# Start of DATA PROVIDED

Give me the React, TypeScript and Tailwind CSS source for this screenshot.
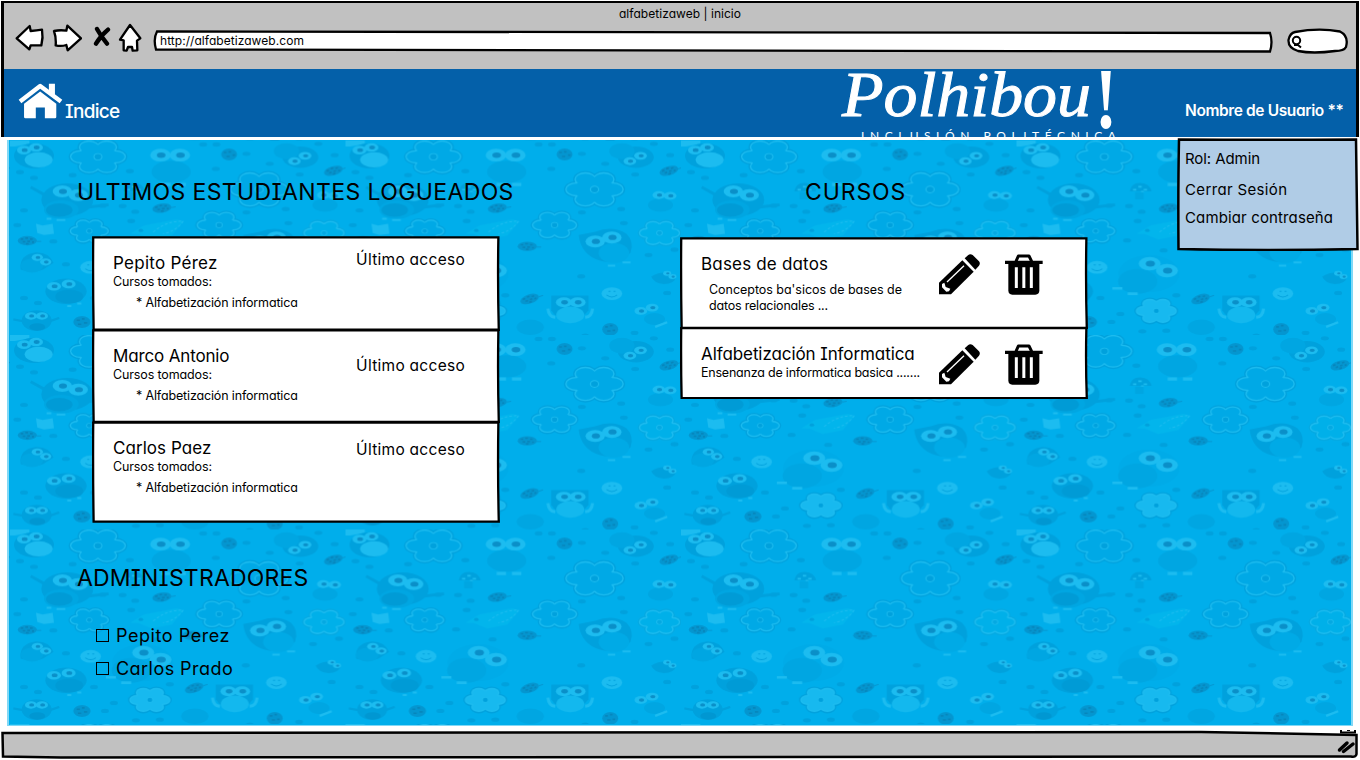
import React from "react";

type Pt = [number, number];

/* ---------- Owl pattern ---------- */

const DARK = "#00a1dd";
const MID = "#00a6e2";
const LIGHT = "#1cbcf0";
const EDGE = "#0a8fc8";

const Eyes = ({ a, b, r = 22 }: { a: Pt; b: Pt; r?: number }) => (
  <g>
    {[a, b].map(([x, y], i) => (
      <g key={i}>
        <ellipse cx={x} cy={y} rx={r} ry={r * 0.62} fill={LIGHT} />
        <ellipse cx={x + 2} cy={y} rx={r * 0.42} ry={r * 0.27} fill={EDGE} />
      </g>
    ))}
  </g>
);

const Blossom = ({ c, r, fill = "#00a9e6", line = LIGHT, rim = DARK }: { c: Pt; r: number; fill?: string; line?: string; rim?: string }) => {
  const petals = [0, 60, 120, 180, 240, 300].map((d) => {
    const t = (d * Math.PI) / 180;
    return [Math.cos(t) * r * 0.63, Math.sin(t) * r * 0.4] as Pt;
  });
  const layer = (grow: number, core: number, color: string) => (
    <g fill={color}>
      {petals.map(([x, y], i) => (
        <ellipse key={i} cx={x} cy={y} rx={r * 0.37 + grow} ry={r * 0.24 + grow} />
      ))}
      <ellipse rx={r * core} ry={r * core * 0.62} />
    </g>
  );
  return (
    <g transform={`translate(${c[0]} ${c[1]})`}>
      {layer(4, 0.6, rim)}
      {layer(0, 0.6, line)}
      {layer(-4, 0.68, fill)}
      <ellipse rx={r * 0.16} ry={r * 0.13} fill={line} />
      <ellipse rx={r * 0.12} ry={r * 0.1} fill={rim} />
    </g>
  );
};

const Bug = ({ c, tilt = 0 }: { c: Pt; tilt?: number }) => (
  <g transform={`translate(${c[0]} ${c[1]}) rotate(${tilt})`}>
    <ellipse rx="29" ry="14" fill="#0496d0" />
    <path d="M-20 -5h8M-6 -8h8M8 -5h8M-14 3h8M0 2h8M14 4h6M-4 9h8" stroke="#0686bc" strokeWidth="5" />
    <path d="M28 2h14" stroke="#0496d0" strokeWidth="3" />
  </g>
);

const Face = ({ c }: { c: Pt }) => (
  <g transform={`translate(${c[0]} ${c[1]})`}>
    <ellipse rx="31" ry="19" fill={LIGHT} />
    <path d="M-16 4Q0 16 16 4M-10 -7h6M5 -7h6" stroke={DARK} strokeWidth="3" fill="none" />
  </g>
);

const SPECKS: Pt[] = [
  [30, 95], [72, 112], [188, 104], [360, 92], [618, 85], [580, 12], [42, 210], [278, 196], [338, 197], [376, 214],
  [22, 254], [364, 242], [332, 300], [130, 303], [442, 330], [168, 372], [42, 473], [84, 488], [252, 473], [312, 521],
  [480, 465], [378, 573], [285, 545], [450, 571], [620, 12], [870, 102], [828, 206], [710, 216], [708, 408],
  [988, 328], [910, 344], [966, 458], [836, 248], [710, 40], [926, 10], [975, 44], [868, 578], [720, 586], [582, 597], [780, 70],
];

const OwlPattern = () => (
  <svg className="absolute inset-0 size-full" aria-hidden="true">
    <defs>
      <pattern id="owls" width="335.5" height="194.5" patternUnits="userSpaceOnUse" patternTransform="translate(1 0.5)">
        <g transform="scale(0.333)">
          {SPECKS.map(([x, y], i) => (
            <ellipse key={i} cx={x} cy={y} rx="12" ry="6.5" fill={DARK} />
          ))}
          <path d="M0 0H58V10L14 18H0Z" fill={LIGHT} />
          <ellipse cx="72" cy="46" rx="60" ry="38" fill={DARK} />
          <ellipse cx="86" cy="58" rx="42" ry="23" fill={LIGHT} />
          <Eyes a={[42, 29]} b={[78, 21]} r={21} />
          <Blossom c={[264, 49]} r={84} />
          <ellipse cx="484" cy="94" rx="59" ry="33" fill={MID} />
          <path d="M454 132h28M500 132h28" stroke={LIGHT} strokeWidth="10" />
          <Eyes a={[452, 44]} b={[510, 44]} r={31} />
          <path d="M62 140l40 22M236 200l60 -7" stroke={DARK} strokeWidth="9" />
          <ellipse cx="172" cy="178" rx="78" ry="49" fill={DARK} />
          <ellipse cx="154" cy="208" rx="52" ry="28" fill={MID} />
          <ellipse cx="148" cy="209" rx="40" ry="20" fill="#009bd6" />
          <Eyes a={[157, 153]} b={[205, 164]} r={29} />
          <path d="M110 235h14M140 239h26" stroke={LIGHT} strokeWidth="6" />
          <path d="M340 153q4-27 32-26q28 1 34 26z" fill={DARK} />
          <path d="M350 148h10M366 139h10M382 148h10M374 154h8" stroke={LIGHT} strokeWidth="5" />
          <path d="M356 155h26v22h-26z" fill={MID} />
          <path d="M362 280l40-25 100-18 18 6-34 42-60 12-40-16z" fill="#02b5ec" />
          <path d="M430 275q40-34 90-33q-20 30-60 38" stroke={LIGHT} strokeWidth="3" fill="none" strokeDasharray="8 6" />
          <ellipse cx="393" cy="270" rx="7" ry="5" fill={DARK} />
          <Blossom c={[238, 272]} r={59} />
          <path d="M78 250l20 5 30-5 4 30-30 4-20-6z" fill={LIGHT} />
          <Bug c={[52, 301]} />
          <Bug c={[546, 318]} />
          <Bug c={[456, 203]} tilt={-8} />
          <Bug c={[553, 476]} tilt={-18} />
          <ellipse cx="658" cy="42" rx="24" ry="18" fill="#0496d0" />
          <path d="M642 36h8M656 34h8M668 44h8M650 48h10" stroke="#0686bc" strokeWidth="5" />
          <Blossom c={[628, 254]} r={68} />
          <path d="M32 388q-6-46 46-52q40-1 53 32l-32 20q-30 12-67 0z" fill={DARK} />
          <ellipse cx="66" cy="376" rx="34" ry="21" fill={MID} />
          <Eyes a={[82, 351]} b={[107, 365]} r={17} />
          <Face c={[242, 381]} />
          <ellipse cx="398" cy="400" rx="92" ry="56" fill="#00abe8" />
          <ellipse cx="364" cy="423" rx="59" ry="37" fill={MID} />
          <path d="M288 444h30M334 460h30" stroke={LIGHT} strokeWidth="8" />
          <Eyes a={[400, 370]} b={[452, 391]} r={33} />
          <ellipse cx="168" cy="453" rx="62" ry="38" fill={DARK} />
          <ellipse cx="178" cy="469" rx="42" ry="21" fill="#009bd6" />
          <Eyes a={[132, 438]} b={[176, 431]} r={21} />
          <path d="M172 497h12M202 490h12" stroke={LIGHT} strokeWidth="6" />
          <Blossom c={[420, 512]} r={62} fill="#17b9ef" />
          <path d="M10 537l32 6M118 543l30 -10" stroke={DARK} strokeWidth="7" />
          <ellipse cx="80" cy="541" rx="45" ry="31" fill={DARK} />
          <ellipse cx="82" cy="560" rx="24" ry="11" fill="#0097d2" />
          <Eyes a={[63, 527]} b={[96, 527]} r={18} />
          <ellipse cx="216" cy="545" rx="26" ry="18" fill="#0496d0" />
          <path d="M200 540h10M216 536h8M204 552h10M222 548h10" stroke="#0686bc" strokeWidth="5" />
          <ellipse cx="555" cy="561" rx="41" ry="23" fill={MID} />
          <path d="M618 466h112v44q-20 28-54 30q-44-2-58-30z" fill={DARK} />
          <ellipse cx="675" cy="524" rx="42" ry="25" fill="#13b8ee" />
          <path d="M608 505q2 24 22 26M742 505q-2 24-22 26" stroke={LIGHT} strokeWidth="9" fill="none" />
          <Eyes a={[656, 486]} b={[697, 486]} r={24} />
          <path d="M700 284l50-10q52-20 94 6q24 24 12 58q-40 38-94 22q-54-16-62-76z" fill={DARK} />
          <ellipse cx="806" cy="338" rx="46" ry="30" fill="#00aae6" />
          <Eyes a={[750, 303]} b={[800, 291]} r={29} />
          <path d="M788 376h22M832 366h24" stroke={LIGHT} strokeWidth="6" />
          <Blossom c={[943, 278]} r={62} fill="#00b0e9" rim="#04a9e2" />
          <path d="M918 409q36-24 76 0q-6 22-38 22q-30-2-38-22z" fill={DARK} />
          <Eyes a={[966, 399]} b={[982, 409]} r={12} />
          <Face c={[800, 460]} />
          <ellipse cx="928" cy="536" rx="32" ry="18" fill={MID} />
          <Eyes a={[887, 512]} b={[921, 502]} r={19} />
          <path d="M930 560l36-14" stroke={LIGHT} strokeWidth="7" />
          <ellipse cx="795" cy="567" rx="24" ry="19" fill="#0496d0" />
          <path d="M780 560h8M794 556h8M786 572h10M802 570h8" stroke="#0686bc" strokeWidth="5" />
          <Blossom c={[748, 147]} r={88} />
          <Bug c={[971, 91]} tilt={-16} />
          <ellipse cx="872" cy="50" rx="54" ry="32" fill={DARK} />
          <ellipse cx="830" cy="32" rx="38" ry="24" fill={MID} />
          <Eyes a={[854, 62]} b={[886, 46]} r={19} />
          <ellipse cx="946" cy="194" rx="38" ry="20" fill={MID} />
          <Eyes a={[941, 164]} b={[975, 166]} r={19} />
        </g>
      </pattern>
    </defs>
    <rect width="100%" height="100%" fill="#00aeeb" />
    <rect width="100%" height="100%" fill="url(#owls)" />
  </svg>
);

/* ---------- Icons ---------- */

const outline = { fill: "#fff", stroke: "#000", strokeWidth: 7, strokeLinejoin: "round" as const };

const BackIcon = () => (
  <svg className="h-[30px] w-[30px]" viewBox="45 66 90 90">
    <path {...outline} d="M50 112 89 75 92 90Q110 88 126 86Q130 110 124 133L92 133 88 145Z" />
  </svg>
);
const ForwardIcon = () => (
  <svg className="h-[30px] w-[30px]" viewBox="155 66 90 90">
    <path {...outline} d="M161 90Q180 86 198 89L201 74 242 112 202 148 198 132Q182 137 166 133Q168 110 161 90Z" />
  </svg>
);
const StopIcon = () => (
  <svg className="h-[30px] w-[18px]" viewBox="279 66 54 90">
    <path d="M291 84Q304 108 321 128M324 86Q302 104 288 128" stroke="#000" strokeWidth="13" strokeLinecap="round" fill="none" />
  </svg>
);
const HomeIcon = () => (
  <svg className="h-[30px] w-6" viewBox="354 66 72 90">
    <path {...outline} d="M360 116 390 72 421 112 411 119 412 148 398 149 396 138 384 138 380 149 371 148 371 118Z" />
  </svg>
);
const HouseIcon = () => (
  <svg className="h-9 w-[45px]" viewBox="0 0 134 107" fill="#fff">
    <path d="M92 2h18v36l-18-14z" />
    <path d="M6 55 66 9l62 46" fill="none" stroke="#fff" strokeWidth="13" strokeLinejoin="round" />
    <path d="M18 62 66 25l48 37v39q0 4-4 4H80V73H53v32H22q-4 0-4-4z" />
  </svg>
);
const PencilIcon = () => (
  <svg className="h-[41px] w-[41px]" viewBox="0 0 123 123">
    <path d="M0 121V86L70 19l34 34L36 121Z" />
    <path d="M77 13 87 4q6-6 14-1l19 19q5 6 0 13L109 47Z" />
    <path d="M24 84 75 35" stroke="#fff" strokeWidth="4" />
    <path d="M9 90l7-4 4 13 14 5-4 8-8 1-13-13z" fill="#fff" />
  </svg>
);
const TrashIcon = () => (
  <svg className="h-[41px] w-[38px]" viewBox="0 0 114 123">
    <path d="M33 22 40 6h32l8 16" fill="none" stroke="#000" strokeWidth="9" strokeLinejoin="round" />
    <path d="M0 20h113v10H0z" />
    <path d="M10 30h93v79q0 13-12 13H22q-12 0-12-13z" />
    <path d="M34 40v62M56.500 40v62M79 40v62" stroke="#fff" strokeWidth="9" />
  </svg>
);

/* ---------- Browser chrome ---------- */

const Toolbar = () => (
  <div className="h-[69px] border-x-[3px] border-t-[2px] border-black bg-[#c1c1c1]">
    <div className="flex h-[21px] items-center justify-center text-[12px] tracking-[0.04px]">alfabetizaweb | inicio</div>
    <div className="flex h-[30px] pl-[11px]">
      <div className="-mt-px flex">
        <BackIcon />
        <div className="ml-[7px] flex"><ForwardIcon /></div>
        <div className="ml-[11px] flex"><StopIcon /></div>
        <div className="ml-[7px] flex"><HomeIcon /></div>
      </div>
      <div className="relative ml-[11px] mt-[5px] h-6 w-[1120px]">
        <svg className="absolute inset-0" width="1120" height="24">
          <path d="M4 2.500Q500 1.500 1117 4Q1120 13 1117 22.500Q700 21.500 3 20.500Q0 10 4 2.500Z" fill="#fff" stroke="#000" strokeWidth="2.300" />
        </svg>
        <span className="relative block pl-[7px] text-[12px] leading-[24px] tracking-[0.05px]">http://alfabetizaweb.com</span>
      </div>
      <svg className="ml-[14px] mt-1" width="61" height="26" viewBox="0 0 61 26">
        <path d="M8 4Q32-.5 53 3.500Q62 8 59 19Q57 23 48 23Q26 26 11 23Q1 20 1.500 12Q3 5 8 4Z" fill="#fff" stroke="#000" strokeWidth="2.300" />
        <circle cx="9.500" cy="12.500" r="3.700" fill="none" stroke="#000" strokeWidth="2" />
        <path d="M7 17h4l3 2.500" stroke="#000" strokeWidth="2" fill="none" />
      </svg>
    </div>
  </div>
);

const Logo = () => (
  <svg className="shrink-0" width="280" height="68" viewBox="0 0 280 68" fill="#fff" fontFamily="'Liberation Serif', serif">
    <text x="5" y="47" fontSize="64" fontStyle="italic" textLength="249" lengthAdjust="spacingAndGlyphs" stroke="#fff" strokeWidth="1">Polhibou</text>
    <text x="258" y="59" fontSize="87" fontWeight="bold" textLength="22" lengthAdjust="spacingAndGlyphs">!</text>
    <text x="24" y="71" fontSize="12" fontFamily="Lato, sans-serif" textLength="255">INCLUSIÓN POLITÉCNICA</text>
  </svg>
);

const Header = () => (
  <header className="flex h-[68px] border-r-[3px] border-l-[3px] border-black bg-[#0460a9] text-white">
    <div className="mt-[14px] shrink-0 pl-[14px]"><HouseIcon /></div>
    <span className="ml-[2px] mt-[31px] w-[772px] shrink-0 text-[19px] leading-6 font-medium tracking-[-0.7px]">Indice</span>
    <Logo />
    <span className="ml-[68px] mt-[30px] shrink-0 text-[15.5px] leading-6 font-semibold tracking-[-0.38px] whitespace-nowrap">Nombre de Usuario **</span>
  </header>
);

const UserMenu = () => (
  <div className="absolute top-[138px] left-[1177px] h-[113px] w-[182px] pl-[8px] text-[15px]">
    <svg className="absolute inset-0" width="182" height="113" fill="#b0cce6" stroke="#000" strokeWidth="2.500">
      <path d="M2 1.500Q90 2 179 1.500Q180 60 180.500 111Q90 113 1.500 111Q1 50 2 1.500Z" />
    </svg>
    <div className="relative pt-[9px] leading-[24px] tracking-[-0.08px]">Rol: Admin</div>
    <div className="relative mt-[7px] leading-[24px] tracking-[0.35px]">Cerrar Sesión</div>
    <div className="relative mt-[4px] leading-[24px] tracking-[0.13px]">Cambiar contraseña</div>
  </div>
);

/* ---------- Content ---------- */

const Frame = () => (
  <svg className="absolute inset-0 size-full" viewBox="0 0 100 100" preserveAspectRatio="none" fill="#fff" stroke="#000" strokeWidth="2.300">
    <path vectorEffect="non-scaling-stroke" d="M.3 1.500Q50 2.200 99.600 1.500Q99.400 50 99.700 98.700Q50 98.300 .4 98.700Q.2 50 .3 1.500Z" />
  </svg>
);

const Student = ({ name, box, access }: { name: React.ReactNode; box: string; access: string }) => (
  <article className={`relative flex justify-between pr-[35px] pl-[21px] ${box}`}>
    <Frame />
    <div className="relative pt-[16px]">
      <h3 className="text-[17px] leading-[22px]">{name}</h3>
      <p className="text-[12.5px] leading-4 tracking-[-0.13px]">Cursos tomados:</p>
      <p className="mt-[5px] pl-[23px] text-[12.5px] leading-4 tracking-[-0.15px]">* Alfabetización informatica</p>
    </div>
    <span className={`relative text-[15.5px] leading-5 tracking-[0.28px] ${access}`}>Último acceso</span>
  </article>
);

const Course = ({ box, children }: { box: string; children: React.ReactNode }) => (
  <article className={`relative flex pl-[21px] ${box}`}>
    <Frame />
    <div className="relative w-[238px] shrink-0 whitespace-nowrap">{children}</div>
    <div className="relative mt-[17px] flex gap-[25px]">
      <PencilIcon />
      <TrashIcon />
    </div>
  </article>
);

const Admin = ({ children }: { children: React.ReactNode }) => (
  <label className="flex h-[33px] items-center">
    <span className="mr-[7px] size-[13px] border border-black" />
    <span className="text-[18px]">{children}</span>
  </label>
);

const heading = "text-[23px] leading-8 whitespace-nowrap";

export default function App() {
  return (
    <div className="relative flex h-[760px] w-[1360px] flex-col overflow-hidden bg-white px-px pt-px font-['Inter',sans-serif] text-black [font-feature-settings:'cv08','cv11']">
      <Toolbar />
      <div className="-mt-px flex flex-col"><Header /></div>
      <main className="relative mt-[3px] ml-[6px] h-[586px] w-[1346px] shrink-0 border-x-2 border-b border-[#80d8f6]">
        <OwlPattern />
        <div className="relative flex">
          <div className="w-[588px] shrink-0 pt-[36px] pl-[68px]">
            <h2 className={`${heading} tracking-[0.38px]`}>ULTIMOS ESTUDIANTES LOGUEADOS</h2>
            <div className="mt-[28px] ml-[15px] w-[408px]">
              <Student name={<span className="tracking-[0.27px]">Pepito Pérez</span>} box="h-[95px]" access="mt-[14px]" />
              <Student name={<span className="tracking-[-0.15px]">Marco Antonio</span>} box="-mt-[2px] h-[94px]" access="mt-[27px]" />
              <Student name={<span className="tracking-[0.05px]">Carlos Paez</span>} box="-mt-[2px] h-[102px]" access="mt-[19px]" />
            </div>
            <h2 className={`${heading} mt-[39px] tracking-[0.18px]`}>ADMINISTRADORES</h2>
            <div className="mt-[25px] ml-[19px]">
              <Admin><span className="tracking-[0.55px]">Pepito Perez</span></Admin>
              <Admin><span className="tracking-[0.45px]">Carlos Prado</span></Admin>
            </div>
          </div>
          <div className="w-[500px] pt-[36px]">
            <h2 className={`${heading} pl-[208px] tracking-[0.9px]`}>CURSOS</h2>
            <div className="mt-[29px] ml-[83px] w-[408px]">
              <Course box="h-[92px]">
                <h3 className="mt-[16px] text-[17px] leading-[22px] tracking-[0.18px]">Bases de datos</h3>
                <p className="mt-[7px] pl-[8px] text-[12.5px] leading-4 tracking-[-0.03px]">Conceptos ba'sicos de bases de</p>
                <p className="pl-[8px] text-[12.5px] leading-4 tracking-[-0.2px]">datos relacionales ...</p>
              </Course>
              <Course box="-mt-[2px] h-[72px]">
                <h3 className="mt-[16px] text-[17px] leading-[22px] tracking-[-0.08px]">Alfabetización Informatica</h3>
                <p className="text-[12.5px] leading-4 tracking-[-0.21px]">Ensenanza de informatica basica .......</p>
              </Course>
            </div>
          </div>
        </div>
      </main>
      <footer className="relative mt-[4px] h-[29px] shrink-0">
        <svg width="1358" height="29">
          <path d="M1.500 3Q400 2 1200 2L1355.500 5V24Q1355 27.500 1350 26.500Q600 28 60 27.500L2 26.500Z" fill="#c1c1c1" stroke="#000" strokeWidth="2.500" />
          <path d="M1340 0v2.500h14V0M1346 0h3" stroke="#000" strokeWidth="2" fill="none" />
          <path d="M1338.500 20 1346 13M1342.500 21.500 1352 14" stroke="#000" strokeWidth="3.500" strokeLinecap="round" />
        </svg>
      </footer>
      <UserMenu />
    </div>
  );
}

# End of DATA PROVIDED

■ **EXERCISE REQUIREMENTS**:
List all lines holding the string "React".

■ **COMPLETED EXERCISE**:
Give me the React, TypeScript and Tailwind CSS source for this screenshot.
import React from "react";
const Student = ({ name, box, access }: { name: React.ReactNode; box: string; access: string }) => (
const Course = ({ box, children }: { box: string; children: React.ReactNode }) => (
const Admin = ({ children }: { children: React.ReactNode }) => (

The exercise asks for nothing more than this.